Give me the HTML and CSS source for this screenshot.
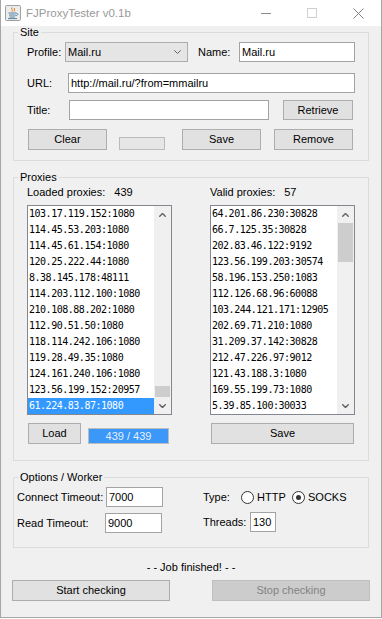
FILE: index.html
```html
<!DOCTYPE html>
<html>
<head>
    <title>FJProxyTester v0.1b</title>
    <link rel="stylesheet" href="styles.css">
</head>
<body>
    <div class="window">
        <div class="titlebar">
            <svg class="app-icon" width="16" height="16" viewBox="0 0 16 16">
                <rect x="0.5" y="0.5" width="15" height="15" rx="1" fill="#ececec" stroke="#a0a0a0"/>
                <path d="M7 2.5 C5.5 4 8.5 5 7 6.5 M9.5 3 C8.5 4 10.5 5 9 6.5" fill="none" stroke="#e76f00" stroke-width="1"/>
                <path d="M3.5 8 H11 M4 10 H10.5 M11 8.3 C13.5 8 13.5 10.5 10.5 10.6 M4.5 12 H10 M3 13.6 H12" fill="none" stroke="#5382a1" stroke-width="1"/>
            </svg>
            <span class="title">FJProxyTester v0.1b</span>
            <div class="caption-btns">
                <div class="cap-btn">
                    <svg width="10" height="10" viewBox="0 0 10 10"><path d="M0 5.5 H10" stroke="#8a8a8a" stroke-width="1"/></svg>
                </div>
                <div class="cap-btn">
                    <svg width="10" height="10" viewBox="0 0 10 10"><rect x="0.5" y="0.5" width="9" height="9" fill="none" stroke="#d0d0d0"/></svg>
                </div>
                <div class="cap-btn">
                    <svg width="11" height="11" viewBox="0 0 11 11"><path d="M0.5 0.5 L10.5 10.5 M10.5 0.5 L0.5 10.5" stroke="#808080" stroke-width="1"/></svg>
                </div>
            </div>
        </div>

        <div class="content">
            <fieldset class="group site">
                <legend>Site</legend>
                <div class="row">
                    <span class="lbl lbl-profile">Profile:</span>
                    <div class="combo">
                        <span class="combo-text">Mail.ru</span>
                        <svg width="7" height="4" viewBox="0 0 7 4"><path d="M0.3 0.3 L3.5 3.5 L6.7 0.3" fill="none" stroke="#606060" stroke-width="1"/></svg>
                    </div>
                    <span class="lbl lbl-name">Name:</span>
                    <div class="field f-name">Mail.ru</div>
                </div>
                <div class="row row-url">
                    <span class="lbl lbl-url">URL:</span>
                    <div class="field f-url">http://mail.ru/?from=mmailru</div>
                </div>
                <div class="row row-title">
                    <span class="lbl lbl-title">Title:</span>
                    <div class="field f-title"></div>
                    <div class="btn btn-retrieve">Retrieve</div>
                </div>
                <div class="row row-buttons">
                    <div class="btn btn-clear">Clear</div>
                    <div class="bar-empty"></div>
                    <div class="btn btn-save-site">Save</div>
                    <div class="btn btn-remove">Remove</div>
                </div>
            </fieldset>

            <fieldset class="group proxies">
                <legend>Proxies</legend>
                <div class="cols">
                    <div class="col">
                        <div class="count">Loaded proxies:<span class="num">439</span></div>
                        <div class="list">
                            <div class="items">
                                <div class="item">103.17.119.152:1080</div>
                                <div class="item">114.45.53.203:1080</div>
                                <div class="item">114.45.61.154:1080</div>
                                <div class="item">120.25.222.44:1080</div>
                                <div class="item">8.38.145.178:48111</div>
                                <div class="item">114.203.112.100:1080</div>
                                <div class="item">210.108.88.202:1080</div>
                                <div class="item">112.90.51.50:1080</div>
                                <div class="item">118.114.242.106:1080</div>
                                <div class="item">119.28.49.35:1080</div>
                                <div class="item">124.161.240.106:1080</div>
                                <div class="item">123.56.199.152:20957</div>
                                <div class="item selected">61.224.83.87:1080</div>
                            </div>
                            <div class="scrollbar">
                                <div class="sb-btn">
                                    <svg width="7" height="4" viewBox="0 0 7 4"><path d="M0.3 3.7 L3.5 0.5 L6.7 3.7" fill="none" stroke="#606060" stroke-width="1.4"/></svg>
                                </div>
                                <div class="sb-track at-end"><div class="thumb thumb-small"></div></div>
                                <div class="sb-btn">
                                    <svg width="7" height="4" viewBox="0 0 7 4"><path d="M0.3 0.3 L3.5 3.5 L6.7 0.3" fill="none" stroke="#606060" stroke-width="1.4"/></svg>
                                </div>
                            </div>
                        </div>
                        <div class="col-foot">
                            <div class="btn btn-load">Load</div>
                            <div class="progress">439 / 439</div>
                        </div>
                    </div>
                    <div class="col col-right">
                        <div class="count">Valid proxies:<span class="num">57</span></div>
                        <div class="list">
                            <div class="items">
                                <div class="item">64.201.86.230:30828</div>
                                <div class="item">66.7.125.35:30828</div>
                                <div class="item">202.83.46.122:9192</div>
                                <div class="item">123.56.199.203:30574</div>
                                <div class="item">58.196.153.250:1083</div>
                                <div class="item">112.126.68.96:60088</div>
                                <div class="item">103.244.121.171:12905</div>
                                <div class="item">202.69.71.210:1080</div>
                                <div class="item">31.209.37.142:30828</div>
                                <div class="item">212.47.226.97:9012</div>
                                <div class="item">121.43.188.3:1080</div>
                                <div class="item">169.55.199.73:1080</div>
                                <div class="item">5.39.85.100:30033</div>
                            </div>
                            <div class="scrollbar">
                                <div class="sb-btn">
                                    <svg width="7" height="4" viewBox="0 0 7 4"><path d="M0.3 3.7 L3.5 0.5 L6.7 3.7" fill="none" stroke="#606060" stroke-width="1.4"/></svg>
                                </div>
                                <div class="sb-track"><div class="thumb thumb-large"></div></div>
                                <div class="sb-btn">
                                    <svg width="7" height="4" viewBox="0 0 7 4"><path d="M0.3 0.3 L3.5 3.5 L6.7 0.3" fill="none" stroke="#606060" stroke-width="1.4"/></svg>
                                </div>
                            </div>
                        </div>
                        <div class="col-foot">
                            <div class="btn btn-save-list">Save</div>
                        </div>
                    </div>
                </div>
            </fieldset>

            <fieldset class="group options">
                <legend>Options / Worker</legend>
                <div class="opts">
                    <div class="opt-col">
                        <div class="orow">
                            <span class="lbl lbl-connect">Connect Timeout:</span>
                            <div class="field f-timeout">7000</div>
                        </div>
                        <div class="orow orow-2">
                            <span class="lbl lbl-read">Read Timeout:</span>
                            <div class="field f-timeout">9000</div>
                        </div>
                    </div>
                    <div class="opt-col opt-col-right">
                        <div class="orow">
                            <span class="lbl lbl-type">Type:</span>
                            <div class="choice choice-http"><span class="radio"></span><span class="choice-text">HTTP</span></div>
                            <div class="choice"><span class="radio on"></span><span class="choice-text">SOCKS</span></div>
                        </div>
                        <div class="orow orow-threads">
                            <span class="lbl lbl-threads">Threads:</span>
                            <div class="field f-threads">130</div>
                        </div>
                    </div>
                </div>
            </fieldset>

            <div class="status">- - Job finished! - -</div>

            <div class="actions">
                <div class="btn btn-wide">Start checking</div>
                <div class="btn btn-wide disabled">Stop checking</div>
            </div>
        </div>
    </div>
</body>
</html>
```

FILE: styles.css
```css
* {
    box-sizing: border-box;
}

body {
    margin: 0;
    background: #ffffff;
    font-family: "Liberation Sans", Arial, sans-serif;
    font-size: 11px;
    color: #000000;
}

.window {
    width: 382px;
    height: 618px;
    background: #f0f0f0;
    border: 1px solid #a6a6a6;
    border-top: 0;
    display: flex;
    flex-direction: column;
}

/* title bar */
.titlebar {
    height: 26px;
    background: #ffffff;
    display: flex;
    align-items: center;
}

.app-icon {
    margin-left: 4px;
    margin-top: -1px;
}

.title {
    margin-left: 5px;
    color: #999999;
    font-size: 11.5px;
}

.caption-btns {
    margin-left: auto;
    display: flex;
    height: 100%;
}

.cap-btn {
    width: 46px;
    display: flex;
    align-items: center;
    justify-content: center;
}

/* main area */
.content {
    padding: 0 11px;
    display: flex;
    flex-direction: column;
}

.group {
    margin: 0 1px;
    padding: 0;
    border: 1px solid #dcdcdc;
    min-width: 0;
}

.group legend {
    margin-left: 4px;
    padding: 0 2px;
    line-height: 13px;
}

.site {
    padding-bottom: 10px;
}

.proxies {
    margin-top: 10px;
    padding-bottom: 16px;
}

.options {
    margin-top: 10px;
    padding-bottom: 14px;
}

.row {
    display: flex;
    align-items: center;
    padding-left: 13px;
}

.site .row:first-of-type {
    margin-top: 3px;
}

.row-url {
    margin-top: 11px;
}

.row-title {
    margin-top: 7px;
}

.row-buttons {
    margin-top: 9px;
    align-items: flex-start;
}

.lbl {
    white-space: nowrap;
}

.lbl-profile { width: 38px; }
.lbl-name { width: 41px; margin-left: 10px; }
.lbl-url { width: 41px; }
.lbl-title { width: 42px; }

.field {
    height: 20px;
    background: #ffffff;
    border: 1px solid #a3a3a3;
    padding-left: 2px;
    line-height: 18px;
    white-space: nowrap;
    overflow: hidden;
}

.f-name { width: 116px; }
.f-url { width: 287px; }
.f-title { width: 200px; }

.combo {
    width: 123px;
    height: 20px;
    background: #e5e5e5;
    border: 1px solid #adadad;
    padding-left: 2px;
    display: flex;
    align-items: center;
}

.combo-text {
    flex: 1;
}

.combo svg {
    margin-right: 6px;
}

.btn {
    height: 21px;
    background: #e1e1e1;
    border: 1px solid #adadad;
    text-align: center;
    line-height: 19px;
    white-space: nowrap;
}

.btn-retrieve {
    width: 70px;
    height: 20px;
    line-height: 18px;
    margin-left: 14px;
}

.btn-clear { width: 79px; margin-left: 1px; }
.btn-save-site { width: 79px; margin-left: 17px; }
.btn-remove { width: 79px; margin-left: 13px; }

.bar-empty {
    width: 46px;
    height: 13px;
    margin: 8px 0 0 12px;
    background: #e6e6e6;
    border: 1px solid #bcbcbc;
}

/* proxies lists */
.cols {
    display: flex;
    padding-left: 13px;
}

.col {
    width: 145px;
}

.col-right {
    margin-left: 38px;
}

.count {
    line-height: 14px;
    padding-top: 1px;
}

.count .num {
    margin-left: 9px;
}

.list {
    margin-top: 6px;
    height: 210px;
    background: #ffffff;
    border: 1px solid #828790;
    display: flex;
}

.items {
    flex: 1;
    font-family: "DejaVu Sans Mono", monospace;
    font-size: 10px;
    letter-spacing: -0.48px;
    line-height: 16px;
    overflow: hidden;
}

.item {
    padding-left: 1px;
    white-space: nowrap;
}

.item.selected {
    background: #3399ff;
    color: #ffffff;
}

.scrollbar {
    width: 17px;
    background: #f0f0f0;
    display: flex;
    flex-direction: column;
}

.sb-btn {
    height: 17px;
    display: flex;
    align-items: center;
    justify-content: center;
}

.sb-track {
    flex: 1;
    display: flex;
    flex-direction: column;
}

.sb-track.at-end {
    justify-content: flex-end;
}

.thumb {
    margin: 0 1px;
    background: #cdcdcd;
}

.thumb-small { height: 11px; }
.thumb-large { height: 39px; }

.col-foot {
    display: flex;
    align-items: flex-start;
    margin-top: 8px;
}

.btn-load {
    width: 53px;
    margin-left: 1px;
}

.progress {
    width: 81px;
    height: 16px;
    margin: 5px 0 0 7px;
    background: #3b98f8;
    border: 1px solid #bcbcbc;
    color: #e4efff;
    text-align: center;
    line-height: 14px;
}

.btn-save-list {
    width: 143px;
    margin-left: 1px;
}

/* options */
.opts {
    display: flex;
    padding: 3px 0 0 3px;
}

.orow {
    display: flex;
    align-items: center;
    height: 20px;
}

.orow-2 {
    margin-top: 6px;
}

.orow-threads {
    margin-top: 5px;
}

.opt-col-right {
    margin-left: 40px;
}

.lbl-connect { width: 89px; }
.lbl-read { width: 88px; }
.lbl-type { width: 38px; }
.lbl-threads { width: 47px; }

.f-timeout { width: 57px; }
.f-threads { width: 26px; }

.choice {
    display: flex;
    align-items: center;
}

.choice-http {
    width: 51px;
}

.choice-text {
    margin-left: 3px;
}

.radio {
    width: 13px;
    height: 13px;
    border: 1px solid #333333;
    border-radius: 50%;
    background: #ffffff;
    display: flex;
    align-items: center;
    justify-content: center;
}

.radio.on::after {
    content: "";
    width: 5px;
    height: 5px;
    border-radius: 50%;
    background: #333333;
}

/* bottom */
.status {
    margin-top: 12px;
    line-height: 14px;
    text-align: center;
}

.actions {
    display: flex;
    justify-content: space-between;
    margin-top: 6px;
}

.btn-wide {
    width: 158px;
}

.btn.disabled {
    background: #cccccc;
    border-color: #bfbfbf;
    color: #838383;
}
```
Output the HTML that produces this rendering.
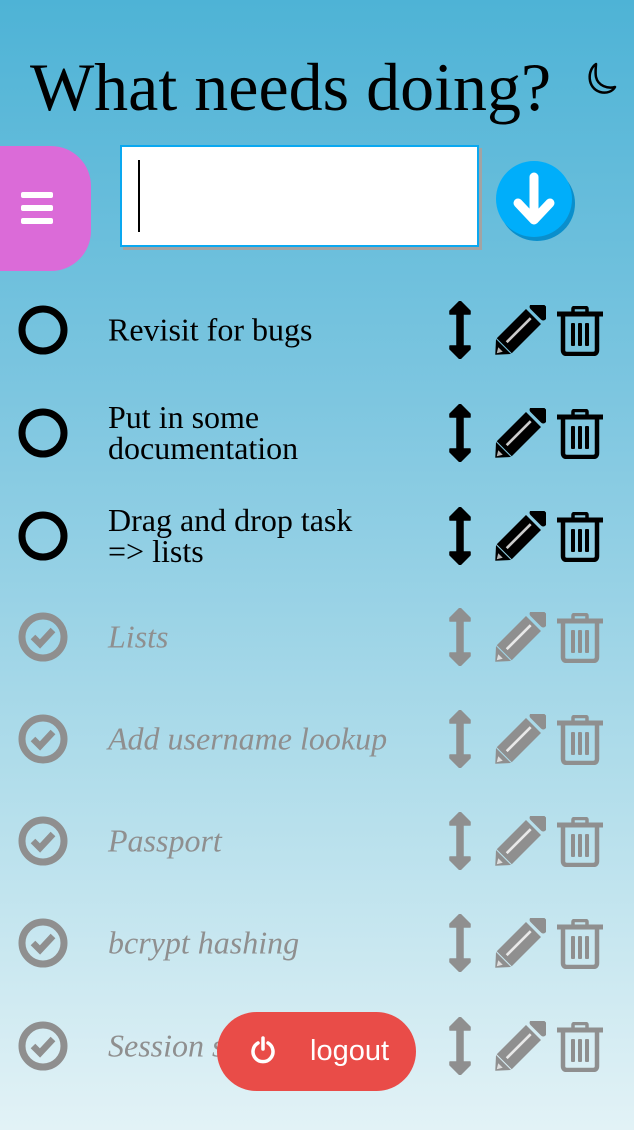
<!DOCTYPE html>
<html><head><meta charset="utf-8"><style>
body{margin:0;width:634px;height:1130px;overflow:hidden;background:linear-gradient(#4eb3d6,#7dc6e0 35%,#b3deeb 70%,#e2f2f6);font-family:"Liberation Serif",serif;position:relative}
.a{position:absolute}
h1{position:absolute;left:30px;top:47px;margin:0;font-weight:normal;font-size:68px;line-height:80px;color:#000;white-space:nowrap}
.row{position:absolute;left:0;width:634px;height:70px}
.row .t{position:absolute;left:108px;font-size:32px;line-height:31px;top:50%;transform:translateY(-50%);white-space:nowrap}
.row svg{position:absolute}
.done{color:#8f8f8f}
.done .t{font-style:italic}
</style></head><body>
<h1>What needs doing?</h1>
<svg class="a" style="left:584px;top:61px" width="34" height="36" viewBox="0 0 34 36"><path d="M12 3 C3 9 3 27 16 31 C23 33 29 30 31 26 C24 28 14 25 12 16 C11 11 12 6 12 3 Z" fill="none" stroke="#000" stroke-width="2.5" stroke-linejoin="round"/></svg>
<div class="a" style="left:0;top:146px;width:91px;height:125px;background:#db6bd8;border-radius:0 40px 40px 0"></div>
<div class="a" style="left:21px;top:192px;width:32px;height:6px;background:#fff;border-radius:2px"></div>
<div class="a" style="left:21px;top:205px;width:32px;height:6px;background:#fff;border-radius:2px"></div>
<div class="a" style="left:21px;top:218px;width:32px;height:6px;background:#fff;border-radius:2px"></div>
<div class="a" style="left:123px;top:148px;width:359px;height:102px;background:#a3a3a3"></div>
<div class="a" style="left:120px;top:145px;width:355px;height:98px;background:#fff;border:2px solid #0aa8f0"></div>
<div class="a" style="left:138px;top:160px;width:2px;height:72px;background:#000"></div>
<div class="a" style="left:499px;top:166px;width:76px;height:75px;border-radius:50%;background:#0a8fcc"></div>
<div class="a" style="left:496px;top:161px;width:76px;height:76px;border-radius:50%;background:#00aefa"></div>
<svg class="a" style="left:496px;top:161px" width="76" height="76" viewBox="0 0 76 76"><path d="M38 16 V56 M22 42 L38 59 L54 42" stroke="#fff" stroke-width="9" stroke-linecap="round" stroke-linejoin="round" fill="none"/></svg>

<svg width="0" height="0" style="position:absolute"><defs>
<symbol id="arr" viewBox="0 0 24 58"><path d="M12 0 L22 10 L22 13 L15 13 L15 45 L22 45 L22 48 L12 58 L2 48 L2 45 L9 45 L9 13 L2 13 L2 10 Z" fill="currentColor" stroke="currentColor" stroke-width="1.5" stroke-linejoin="round"/></symbol>
<symbol id="pen" viewBox="0 0 52 50"><g transform="translate(26,25) rotate(-45) scale(1.06)"><path d="M-33 0 L-22 -10 L-22 10 Z" fill="currentColor"/><rect x="-21" y="-10" width="39" height="20" fill="currentColor"/><rect x="-17" y="-2" width="32" height="2.5" fill="#fff" opacity=".8"/><rect x="21" y="-10" width="12" height="20" rx="3" fill="currentColor"/><path d="M-31 0 L-26 -3 L-26 3 Z" fill="#fff" opacity=".7"/></g></symbol>
<symbol id="trash" viewBox="0 0 46 50"><path d="M0 8 H46" stroke="currentColor" stroke-width="5"/><path d="M16 7 V3 Q16 1.5 18 1.5 H28 Q30 1.5 30 3 V7" stroke="currentColor" stroke-width="3.5" fill="none"/><path d="M6 10 V44 Q6 48 10 48 H36 Q40 48 40 44 V10" stroke="currentColor" stroke-width="4.5" fill="none"/><rect x="14" y="17" width="4" height="23" rx="1" fill="currentColor"/><rect x="21" y="17" width="4" height="23" rx="1" fill="currentColor"/><rect x="28" y="17" width="4" height="23" rx="1" fill="currentColor"/></symbol>
<symbol id="circ" viewBox="0 0 50 50"><circle cx="25" cy="25" r="21" stroke="currentColor" stroke-width="7" fill="none"/></symbol>
<symbol id="chk" viewBox="0 0 50 50"><circle cx="25" cy="25" r="21" stroke="currentColor" stroke-width="7" fill="none"/><path d="M15 25 L22 32 L35 18" stroke="currentColor" stroke-width="6.5" fill="none" stroke-linejoin="miter"/></symbol>
</defs></svg>

<div class="row" style="top:295px"><svg style="left:18px;top:10px" width="50" height="50"><use href="#circ"/></svg><div class="t">Revisit for bugs</div><svg style="left:448px;top:6px" width="24" height="58"><use href="#arr"/></svg><svg style="left:494px;top:10px" width="52" height="50"><use href="#pen"/></svg><svg style="left:557px;top:11px" width="46" height="50"><use href="#trash"/></svg></div>
<div class="row" style="top:398px"><svg style="left:18px;top:10px" width="50" height="50"><use href="#circ"/></svg><div class="t">Put in some<br>documentation</div><svg style="left:448px;top:6px" width="24" height="58"><use href="#arr"/></svg><svg style="left:494px;top:10px" width="52" height="50"><use href="#pen"/></svg><svg style="left:557px;top:11px" width="46" height="50"><use href="#trash"/></svg></div>
<div class="row" style="top:501px"><svg style="left:18px;top:10px" width="50" height="50"><use href="#circ"/></svg><div class="t">Drag and drop task<br>=&gt; lists</div><svg style="left:448px;top:6px" width="24" height="58"><use href="#arr"/></svg><svg style="left:494px;top:10px" width="52" height="50"><use href="#pen"/></svg><svg style="left:557px;top:11px" width="46" height="50"><use href="#trash"/></svg></div>
<div class="row done" style="top:602px"><svg style="left:18px;top:10px" width="50" height="50"><use href="#chk"/></svg><div class="t">Lists</div><svg style="left:448px;top:6px" width="24" height="58"><use href="#arr"/></svg><svg style="left:494px;top:10px" width="52" height="50"><use href="#pen"/></svg><svg style="left:557px;top:11px" width="46" height="50"><use href="#trash"/></svg></div>
<div class="row done" style="top:704px"><svg style="left:18px;top:10px" width="50" height="50"><use href="#chk"/></svg><div class="t">Add username lookup</div><svg style="left:448px;top:6px" width="24" height="58"><use href="#arr"/></svg><svg style="left:494px;top:10px" width="52" height="50"><use href="#pen"/></svg><svg style="left:557px;top:11px" width="46" height="50"><use href="#trash"/></svg></div>
<div class="row done" style="top:806px"><svg style="left:18px;top:10px" width="50" height="50"><use href="#chk"/></svg><div class="t">Passport</div><svg style="left:448px;top:6px" width="24" height="58"><use href="#arr"/></svg><svg style="left:494px;top:10px" width="52" height="50"><use href="#pen"/></svg><svg style="left:557px;top:11px" width="46" height="50"><use href="#trash"/></svg></div>
<div class="row done" style="top:908px"><svg style="left:18px;top:10px" width="50" height="50"><use href="#chk"/></svg><div class="t">bcrypt hashing</div><svg style="left:448px;top:6px" width="24" height="58"><use href="#arr"/></svg><svg style="left:494px;top:10px" width="52" height="50"><use href="#pen"/></svg><svg style="left:557px;top:11px" width="46" height="50"><use href="#trash"/></svg></div>
<div class="row done" style="top:1011px"><svg style="left:18px;top:10px" width="50" height="50"><use href="#chk"/></svg><div class="t">Session storage</div><svg style="left:448px;top:6px" width="24" height="58"><use href="#arr"/></svg><svg style="left:494px;top:10px" width="52" height="50"><use href="#pen"/></svg><svg style="left:557px;top:11px" width="46" height="50"><use href="#trash"/></svg></div>

<div class="a" style="left:217px;top:1012px;width:199px;height:79px;background:#e94c48;border-radius:40px"></div>
<svg class="a" style="left:248px;top:1034px" width="30" height="32" viewBox="0 0 30 32"><path d="M10 9 A10 10 0 1 0 20 9" stroke="#fff" stroke-width="3.5" fill="none" stroke-linecap="round"/><path d="M15 4 V15" stroke="#fff" stroke-width="3.5" stroke-linecap="round"/></svg>
<div class="a" style="left:310px;top:1033px;color:#fff;font-family:'Liberation Sans',sans-serif;font-size:29px;line-height:36px">logout</div>
</body></html>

---+---

**Problem to solve:**
Find all lines holding the string "this" and copy them.

**Result:**
Give me the HTML and CSS source for this screenshot.
Output the HTML that produces this rendering.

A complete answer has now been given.